Monday, May. 15, 1944
Pit to Podium
The U.S. lend-leased a symphony conductor to the Commonwealth of Australia this week. He was the Philadelphia Orchestra's chunky, barrel-chested Maestro Eugene Ormandy. The lease was arranged (through OWI) at the request of the Australian Broadcasting Commission, which expects Ormandy to conduct at least 18 symphony concerts in big Australian cities, as many Australian army camps as he can reach in ten weeks of touring.
The Australian Broadcasting Commission tapped Conductor Ormandy because he is: 1) one of the youngest (44) and most energetic of first-rank U.S. maestros; 2) in the twelve years he has spent conducting the Minneapolis and Philadelphia Symphony Orchestra, Ormandy has rolled up a radio following comparable to that of such symphonic bigwigs as Serge Koussevitzky and Arturo Toscanini; 3) he has made more phonograph recordings than any other living maestro except Leopold Stokowski.

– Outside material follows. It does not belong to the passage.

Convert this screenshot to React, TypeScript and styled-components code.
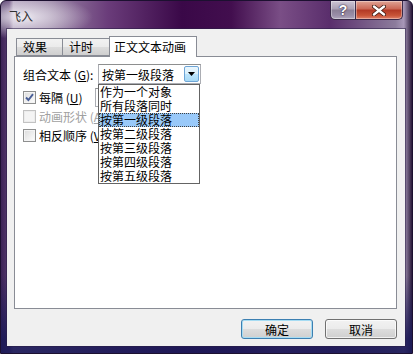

Up from Gangdom. Hungarian-born Eugene Ormandy is the only important U.S. conductor who ever climbed from the pit of a Broadway movie house. The climb began in 1920 when Ormandy, then a moderately gifted European concert violinist, arrived in Manhattan with a contract for a $30,000 concert tour, found that both the $30,000 and the impresario had vanished. Ormandy was down to his last nickel when he landed a job with the late Samuel L. (Roxy) Rothafel, who set him to fiddling in the last row of the second violin section at Broadway's Capitol Theater. Ormandy played second fiddle so well that he was soon solo violinist of the original Roxy Gang. He graduated from gangdom when the Capitol's chief conductor fell ill on the eve of a performance. Ormandy, the only musician in the place who knew the Tchaikovsky score by heart, took over on 15 minutes' notice. It was the first time in his life that he had ever conducted.

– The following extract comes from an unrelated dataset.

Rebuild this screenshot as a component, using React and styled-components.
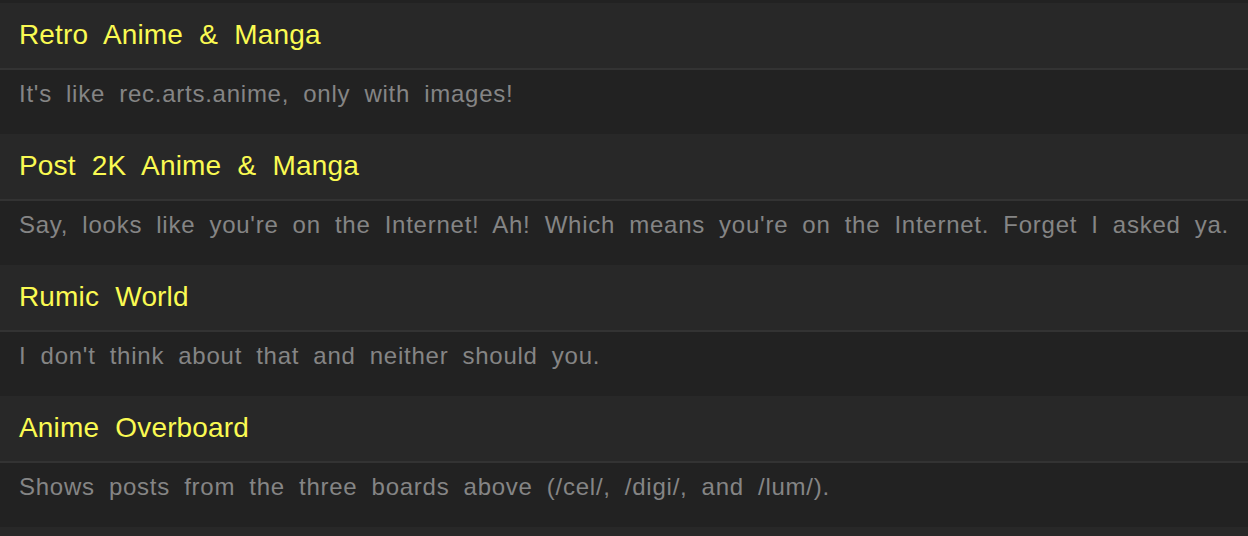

Absolute Suicide. One fine night Impresario Arthur Judson, Mr.Big of the U.S. concert world, snapped him up as one of the chief maestros of the Judson Radio Program Corp., later a part of the Columbia Broadcasting System. Three years afterward, when Toscanini backed out of a two-weeks' engagement with the Philadelphia Orchestra, Impresario Judson offered the thankless job to Ormandy. Said Judson: "I think it is absolute suicide." Ormandy clicked at once. Immediate result: he was appointed chief conductor of the Minneapolis Symphony. After five years in Minneapolis, Ormandy went to Philadelphia, eventually succeeded Stokowski as chief conductor of the Philadelphia Orchestra, one of the four big U.S. conducting jobs.*
* The others: the Boston Symphony, New York Philharmonic-Symphony and NBC Symphony orchestras.